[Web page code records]
-- Start --
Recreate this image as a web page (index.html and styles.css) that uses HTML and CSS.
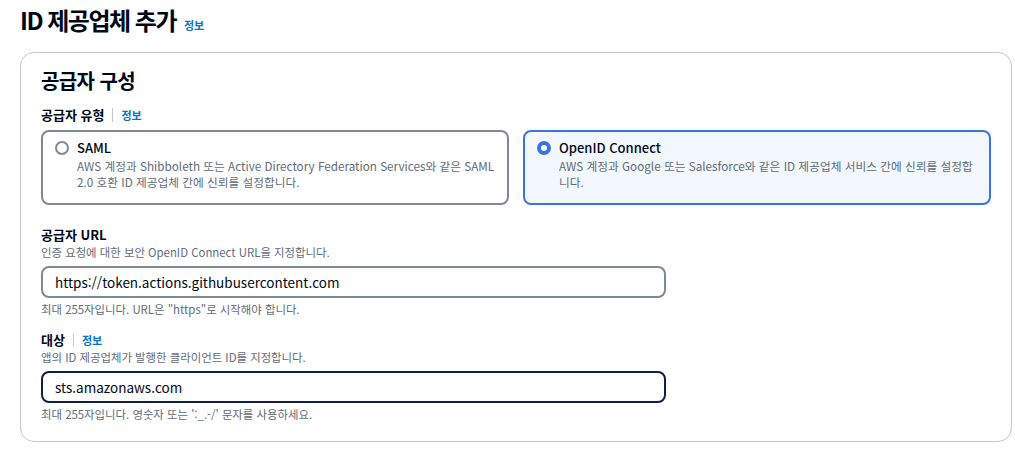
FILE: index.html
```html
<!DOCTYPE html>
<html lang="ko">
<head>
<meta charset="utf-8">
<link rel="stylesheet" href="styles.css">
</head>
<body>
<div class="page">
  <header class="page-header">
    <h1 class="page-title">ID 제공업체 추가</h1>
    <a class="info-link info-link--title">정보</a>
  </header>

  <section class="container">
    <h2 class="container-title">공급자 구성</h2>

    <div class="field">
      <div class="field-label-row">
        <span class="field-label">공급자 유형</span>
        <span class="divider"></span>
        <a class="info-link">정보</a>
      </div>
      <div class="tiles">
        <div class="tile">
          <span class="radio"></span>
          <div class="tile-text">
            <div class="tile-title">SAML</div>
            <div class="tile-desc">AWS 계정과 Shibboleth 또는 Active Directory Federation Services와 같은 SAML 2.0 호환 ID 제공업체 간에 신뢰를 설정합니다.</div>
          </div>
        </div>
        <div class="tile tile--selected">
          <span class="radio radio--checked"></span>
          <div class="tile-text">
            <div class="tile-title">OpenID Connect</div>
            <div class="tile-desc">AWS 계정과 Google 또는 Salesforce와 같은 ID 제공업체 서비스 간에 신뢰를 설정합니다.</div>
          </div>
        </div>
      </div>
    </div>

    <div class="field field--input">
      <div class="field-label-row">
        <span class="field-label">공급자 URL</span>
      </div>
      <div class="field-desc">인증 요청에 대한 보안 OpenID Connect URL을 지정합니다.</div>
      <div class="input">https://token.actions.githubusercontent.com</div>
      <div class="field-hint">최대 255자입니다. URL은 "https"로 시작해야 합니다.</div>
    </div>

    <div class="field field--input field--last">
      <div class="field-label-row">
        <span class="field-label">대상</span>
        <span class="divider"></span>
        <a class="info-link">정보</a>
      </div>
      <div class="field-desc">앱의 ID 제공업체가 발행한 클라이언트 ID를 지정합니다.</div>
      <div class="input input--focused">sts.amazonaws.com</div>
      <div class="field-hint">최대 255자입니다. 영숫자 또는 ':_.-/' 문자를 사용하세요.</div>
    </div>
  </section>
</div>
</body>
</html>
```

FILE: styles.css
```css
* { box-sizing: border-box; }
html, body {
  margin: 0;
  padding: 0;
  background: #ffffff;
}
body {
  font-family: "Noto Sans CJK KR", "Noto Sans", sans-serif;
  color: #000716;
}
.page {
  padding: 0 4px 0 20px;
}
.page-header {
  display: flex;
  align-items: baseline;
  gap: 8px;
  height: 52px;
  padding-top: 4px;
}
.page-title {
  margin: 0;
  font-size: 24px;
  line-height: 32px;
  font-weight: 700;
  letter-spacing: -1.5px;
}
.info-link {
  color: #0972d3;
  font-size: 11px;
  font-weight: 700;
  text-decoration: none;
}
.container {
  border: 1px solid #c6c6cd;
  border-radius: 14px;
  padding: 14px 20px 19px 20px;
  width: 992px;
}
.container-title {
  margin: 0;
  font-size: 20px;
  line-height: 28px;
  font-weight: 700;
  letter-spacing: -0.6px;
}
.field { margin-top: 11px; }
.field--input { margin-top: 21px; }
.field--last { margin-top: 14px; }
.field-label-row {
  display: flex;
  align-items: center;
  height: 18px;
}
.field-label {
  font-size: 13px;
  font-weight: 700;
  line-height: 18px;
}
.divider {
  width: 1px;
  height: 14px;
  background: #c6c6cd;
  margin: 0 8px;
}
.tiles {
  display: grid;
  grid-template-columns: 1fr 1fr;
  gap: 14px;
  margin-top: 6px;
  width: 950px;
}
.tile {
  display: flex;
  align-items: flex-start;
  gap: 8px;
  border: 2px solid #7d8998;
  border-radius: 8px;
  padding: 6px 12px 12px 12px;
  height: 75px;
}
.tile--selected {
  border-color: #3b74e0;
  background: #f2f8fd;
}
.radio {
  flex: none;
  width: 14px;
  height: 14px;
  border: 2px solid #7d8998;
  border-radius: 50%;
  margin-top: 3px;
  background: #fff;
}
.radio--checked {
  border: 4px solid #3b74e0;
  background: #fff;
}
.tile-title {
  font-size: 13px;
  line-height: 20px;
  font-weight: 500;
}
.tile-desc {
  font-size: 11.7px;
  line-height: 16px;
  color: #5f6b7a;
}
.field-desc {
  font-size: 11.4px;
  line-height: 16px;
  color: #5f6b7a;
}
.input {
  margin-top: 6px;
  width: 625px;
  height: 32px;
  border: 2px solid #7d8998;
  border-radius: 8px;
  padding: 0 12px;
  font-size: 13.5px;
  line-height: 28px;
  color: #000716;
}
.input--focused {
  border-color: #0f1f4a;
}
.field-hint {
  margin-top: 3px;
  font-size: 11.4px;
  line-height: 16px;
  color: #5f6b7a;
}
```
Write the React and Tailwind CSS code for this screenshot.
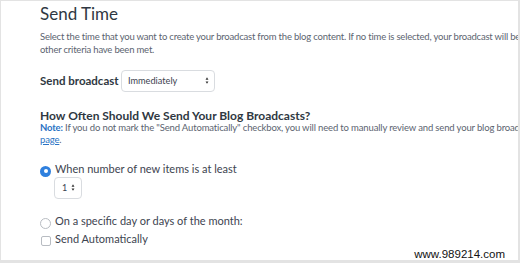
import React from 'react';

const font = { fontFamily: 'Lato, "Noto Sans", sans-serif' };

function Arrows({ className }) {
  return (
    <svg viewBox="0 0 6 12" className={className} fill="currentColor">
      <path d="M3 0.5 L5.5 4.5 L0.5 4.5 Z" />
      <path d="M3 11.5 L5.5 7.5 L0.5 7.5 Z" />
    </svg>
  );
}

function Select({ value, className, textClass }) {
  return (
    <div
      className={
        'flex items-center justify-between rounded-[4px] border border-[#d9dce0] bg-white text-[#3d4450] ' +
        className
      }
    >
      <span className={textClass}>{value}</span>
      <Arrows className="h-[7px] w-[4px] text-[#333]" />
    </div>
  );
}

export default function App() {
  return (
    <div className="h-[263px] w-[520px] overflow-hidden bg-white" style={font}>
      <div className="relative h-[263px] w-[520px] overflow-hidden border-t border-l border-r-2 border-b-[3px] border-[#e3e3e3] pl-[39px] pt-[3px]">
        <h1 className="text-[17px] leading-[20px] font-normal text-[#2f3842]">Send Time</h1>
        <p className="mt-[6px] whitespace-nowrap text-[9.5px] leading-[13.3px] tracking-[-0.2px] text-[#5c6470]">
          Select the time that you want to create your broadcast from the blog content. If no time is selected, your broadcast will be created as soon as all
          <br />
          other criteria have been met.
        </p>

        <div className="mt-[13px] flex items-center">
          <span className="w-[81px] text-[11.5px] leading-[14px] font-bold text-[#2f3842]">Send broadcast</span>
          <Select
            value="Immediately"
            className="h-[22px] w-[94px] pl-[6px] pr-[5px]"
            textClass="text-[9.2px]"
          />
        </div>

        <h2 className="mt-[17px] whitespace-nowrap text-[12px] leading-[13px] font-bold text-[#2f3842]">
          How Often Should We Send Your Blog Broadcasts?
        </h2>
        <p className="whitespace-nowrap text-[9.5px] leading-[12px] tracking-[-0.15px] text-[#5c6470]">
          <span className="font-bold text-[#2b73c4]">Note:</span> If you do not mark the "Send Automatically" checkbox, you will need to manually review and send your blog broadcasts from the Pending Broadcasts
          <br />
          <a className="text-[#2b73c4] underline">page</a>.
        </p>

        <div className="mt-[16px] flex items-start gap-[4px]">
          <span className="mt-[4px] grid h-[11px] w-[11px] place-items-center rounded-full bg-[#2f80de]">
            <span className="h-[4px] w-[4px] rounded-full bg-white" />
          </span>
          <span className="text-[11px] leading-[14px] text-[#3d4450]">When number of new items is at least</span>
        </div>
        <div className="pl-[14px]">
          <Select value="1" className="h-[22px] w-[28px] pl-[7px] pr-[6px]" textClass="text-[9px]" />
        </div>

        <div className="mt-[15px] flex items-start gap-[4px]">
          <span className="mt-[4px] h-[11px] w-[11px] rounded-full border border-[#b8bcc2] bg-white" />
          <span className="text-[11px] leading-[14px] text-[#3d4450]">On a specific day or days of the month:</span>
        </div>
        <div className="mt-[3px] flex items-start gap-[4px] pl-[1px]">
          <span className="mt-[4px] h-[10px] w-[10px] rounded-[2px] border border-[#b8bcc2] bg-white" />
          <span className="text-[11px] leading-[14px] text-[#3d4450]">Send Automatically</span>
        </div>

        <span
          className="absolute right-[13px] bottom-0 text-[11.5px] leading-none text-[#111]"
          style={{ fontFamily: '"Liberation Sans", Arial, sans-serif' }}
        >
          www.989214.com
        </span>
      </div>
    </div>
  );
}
-- End --
Task to complete:
The answer is a single number: how many lines include the word "React"?

Task response:
2